◆ **GOAL OF THE EXERCISE**: Without the pictures, write out all the lines below exactly as they appear.

◆ **SOURCE DATA**:
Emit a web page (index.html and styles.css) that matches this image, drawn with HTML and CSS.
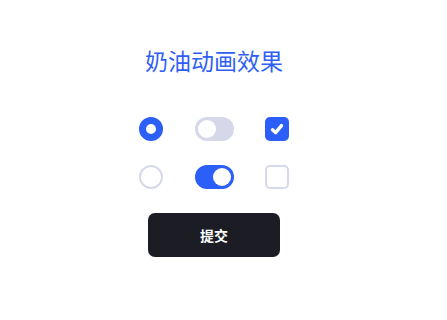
FILE: index.html
```html
<!DOCTYPE html>
<html lang="zh">
<head>
<meta charset="utf-8">
<link rel="stylesheet" href="styles.css">
</head>
<body>
<main class="page">
  <h1 class="title">奶油动画效果</h1>
  <div class="controls">
    <span class="radio radio-on"></span>
    <span class="toggle"><span class="knob"></span></span>
    <span class="check check-on">
      <svg viewBox="0 0 24 24" width="24" height="24"><path d="M7.5 12.8 L10.6 15.6 L16.5 8.6" fill="none" stroke="#fff" stroke-width="3.4" stroke-linecap="round" stroke-linejoin="round"/></svg>
    </span>
    <span class="radio"></span>
    <span class="toggle toggle-on"><span class="knob"></span></span>
    <span class="check"></span>
  </div>
  <button class="submit">提交</button>
</main>
</body>
</html>
```

FILE: styles.css
```css
html, body {
  margin: 0;
  padding: 0;
  background: #ffffff;
}
.page {
  width: 428px;
  display: flex;
  flex-direction: column;
  align-items: center;
  padding-top: 44px;
  font-family: "Noto Sans CJK SC", "Noto Sans", sans-serif;
}
.title {
  margin: 0;
  font-size: 23px;
  line-height: 32px;
  font-weight: 400;
  color: #2f5ff5;
}
.controls {
  margin-top: 41px;
  display: grid;
  grid-template-columns: repeat(3, 63px);
  grid-auto-rows: 24px;
  row-gap: 24px;
  justify-items: center;
  align-items: center;
}
.radio {
  box-sizing: border-box;
  width: 24px;
  height: 24px;
  border-radius: 50%;
  border: 2px solid #d6d9ea;
  background: #fff;
}
.radio-on {
  border: 7px solid #2b5ff8;
}
.toggle {
  box-sizing: border-box;
  width: 39px;
  height: 24px;
  border-radius: 12px;
  background: #d5d8e8;
  padding: 3px;
  display: flex;
}
.knob {
  width: 18px;
  height: 18px;
  border-radius: 50%;
  background: #fff;
}
.toggle-on {
  background: #2b5ff8;
  justify-content: flex-end;
}
.check {
  box-sizing: border-box;
  width: 24px;
  height: 24px;
  border-radius: 5px;
  border: 2px solid #d6d9ea;
  background: #fff;
  display: flex;
}
.check-on {
  border: none;
  background: #2b5ff8;
}
.submit {
  margin-top: 24px;
  width: 132px;
  height: 44px;
  border: none;
  border-radius: 7px;
  background: #1c1d24;
  color: #ffffff;
  font-family: "Noto Sans CJK SC", "Noto Sans", sans-serif;
  font-size: 14px;
  font-weight: 700;
  padding: 0;
}
```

◆ **REPLY**:
Emit a web page (index.html and styles.css) that matches this image, drawn with HTML and CSS.
FILE: index.html
```html
<!DOCTYPE html>
<html lang="zh">
<head>
<meta charset="utf-8">
<link rel="stylesheet" href="styles.css">
</head>
<body>
<main class="page">
  <h1 class="title">奶油动画效果</h1>
  <div class="controls">
    <span class="radio radio-on"></span>
    <span class="toggle"><span class="knob"></span></span>
    <span class="check check-on">
      <svg viewBox="0 0 24 24" width="24" height="24"><path d="M7.5 12.8 L10.6 15.6 L16.5 8.6" fill="none" stroke="#fff" stroke-width="3.4" stroke-linecap="round" stroke-linejoin="round"/></svg>
    </span>
    <span class="radio"></span>
    <span class="toggle toggle-on"><span class="knob"></span></span>
    <span class="check"></span>
  </div>
  <button class="submit">提交</button>
</main>
</body>
</html>
```

FILE: styles.css
```css
html, body {
  margin: 0;
  padding: 0;
  background: #ffffff;
}
.page {
  width: 428px;
  display: flex;
  flex-direction: column;
  align-items: center;
  padding-top: 44px;
  font-family: "Noto Sans CJK SC", "Noto Sans", sans-serif;
}
.title {
  margin: 0;
  font-size: 23px;
  line-height: 32px;
  font-weight: 400;
  color: #2f5ff5;
}
.controls {
  margin-top: 41px;
  display: grid;
  grid-template-columns: repeat(3, 63px);
  grid-auto-rows: 24px;
  row-gap: 24px;
  justify-items: center;
  align-items: center;
}
.radio {
  box-sizing: border-box;
  width: 24px;
  height: 24px;
  border-radius: 50%;
  border: 2px solid #d6d9ea;
  background: #fff;
}
.radio-on {
  border: 7px solid #2b5ff8;
}
.toggle {
  box-sizing: border-box;
  width: 39px;
  height: 24px;
  border-radius: 12px;
  background: #d5d8e8;
  padding: 3px;
  display: flex;
}
.knob {
  width: 18px;
  height: 18px;
  border-radius: 50%;
  background: #fff;
}
.toggle-on {
  background: #2b5ff8;
  justify-content: flex-end;
}
.check {
  box-sizing: border-box;
  width: 24px;
  height: 24px;
  border-radius: 5px;
  border: 2px solid #d6d9ea;
  background: #fff;
  display: flex;
}
.check-on {
  border: none;
  background: #2b5ff8;
}
.submit {
  margin-top: 24px;
  width: 132px;
  height: 44px;
  border: none;
  border-radius: 7px;
  background: #1c1d24;
  color: #ffffff;
  font-family: "Noto Sans CJK SC", "Noto Sans", sans-serif;
  font-size: 14px;
  font-weight: 700;
  padding: 0;
}
```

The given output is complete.